Life is a struggle. We all know that, right. And a major part of that struggle is made up of us trying to get other people to do what we want them to do: hold the same opinions as us, go to a specific restaurant for dinner, have sex with us, whatever. Have you ever been involved in or listened to a conversation between two or more people when they weren't engaged in some sort of struggle. If two (or more) people aren't struggling against one another, then they're struggling against a common opponent, or they're regaling one another with stories of past struggles, or they're asleep (and even then they're struggling for control of the covers).
Like I said, life is a struggle and more often than not, we're struggling with our friends and compatriots. This is not a bad thing, necessarily. It's boring when people don't try to get what they want. For example, decisions regarding pizza toppings have generated more strife throughout history than religion and sex combined. One of the strategies when ordering pizza is to get a pizza that has only toppings which appeal to everyone. In other words, cheese pizza. See what avoiding struggle gets you?
The Garfield animated series (Yes, I watch cartoons, you wanna make something of it?) has a set of characters known as The Buddy Bears.

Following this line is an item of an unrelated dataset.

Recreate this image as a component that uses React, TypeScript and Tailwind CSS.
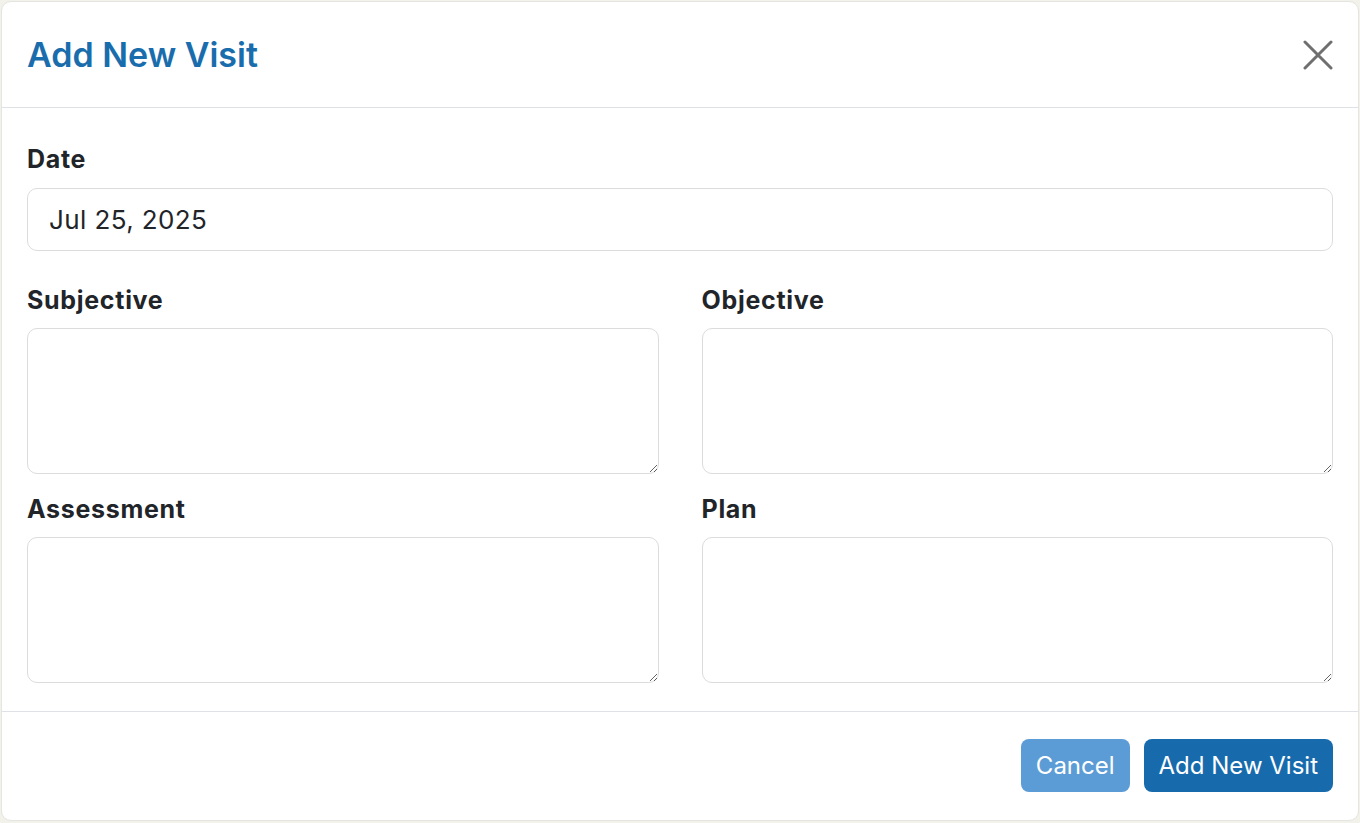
import React from "react";

function Field({ label, className }: { label: string; className?: string }) {
  return (
    <div className={className}>
      <label className="block text-[25px] leading-[36px] font-bold text-[#212529] tracking-[0.7px] mb-[10px]">{label}</label>
      <textarea className="block w-full h-[146px] rounded-[10px] border border-[#dcdcdc] bg-white outline-none" />
    </div>
  );
}

export default function App() {
  return (
    <div
      className="w-[1360px] h-[823px] bg-[#f2f2ea] pt-[1px] pl-[1px] pr-[1px] pb-[2px]"
      style={{ fontFamily: "Inter, 'Noto Sans', sans-serif" }}
    >
      <div className="h-full w-full rounded-[10px] bg-white border border-[#e4e4e0] flex flex-col overflow-hidden">
        <div className="h-[106px] shrink-0 pl-[25px] pr-[25px] flex items-center justify-between border-b border-[#dee2e6]">
          <h5 className="text-[34px] font-semibold text-[#1a6dac]">Add New Visit</h5>
          <button className="w-[30px] h-[30px] flex items-center justify-center">
            <svg width="30" height="30" viewBox="0 0 30 30" fill="none" stroke="#6f6f6f" strokeWidth="3" strokeLinecap="round">
              <path d="M2 2 L28 28 M28 2 L2 28" />
            </svg>
          </button>
        </div>
        <div className="pl-[25px] pr-[25px] pt-[33px] pb-[28px] border-b border-[#dee2e6]">
          <label className="block text-[25px] leading-[36px] font-bold text-[#212529] tracking-[0.7px] mb-[11px]">Date</label>
          <div className="h-[63px] rounded-[10px] border border-[#dcdcdc] flex items-center px-[21px] text-[26px] text-[#212529] tracking-[0.4px]">
            Jul 25, 2025
          </div>
          <div className="grid grid-cols-2 gap-x-[43px] mt-[31px]">
            <Field label="Subjective" />
            <Field label="Objective" />
            <Field label="Assessment" className="mt-[17px]" />
            <Field label="Plan" className="mt-[17px]" />
          </div>
        </div>
        <div className="flex justify-end gap-[14px] pl-[25px] pr-[25px] pt-[27px]">
          <button className="h-[53px] px-[15px] rounded-[8px] bg-[#5c9cd6] text-white text-[24px]">Cancel</button>
          <button className="h-[53px] px-[15px] rounded-[8px] bg-[#176bad] text-white text-[24px]">Add New Visit</button>
        </div>
      </div>
    </div>
  );
}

The Buddy Bears, by their own admission, always get along. Anyone who does not get along gets a safe dropped on him. Example: "'I don't want chocolate ice cream. I want vanilla ice cream.' THUD!"
So we struggle and it is good. Or is it?
I'm sure that everyone here has been involved in a back and forth discussion about some stupid little thing that wound up turning into a shouting match that left everyone breathing heavily and feeling murderous. This is a good struggle?
Well, no. You see, my opinion is that good arguments and such things have two factors that keep them from being destructive. First, struggles must have well-established boundaries. By this, I mean that if Patrick and I get into a heated discussion about what we're having for dinner ("I want macaroni and cheese!" "I want cheese and macaroni!"), once that argument is over ("Oh look, we're out of cheese. How does plain macaroni grab you?") it's over. When we are later choosing what movie we're going to rent, the dinner discussion doesn't enter into it ("Of course you want to see Titanic. What else should I expect from a cheese and macaroni-lover.")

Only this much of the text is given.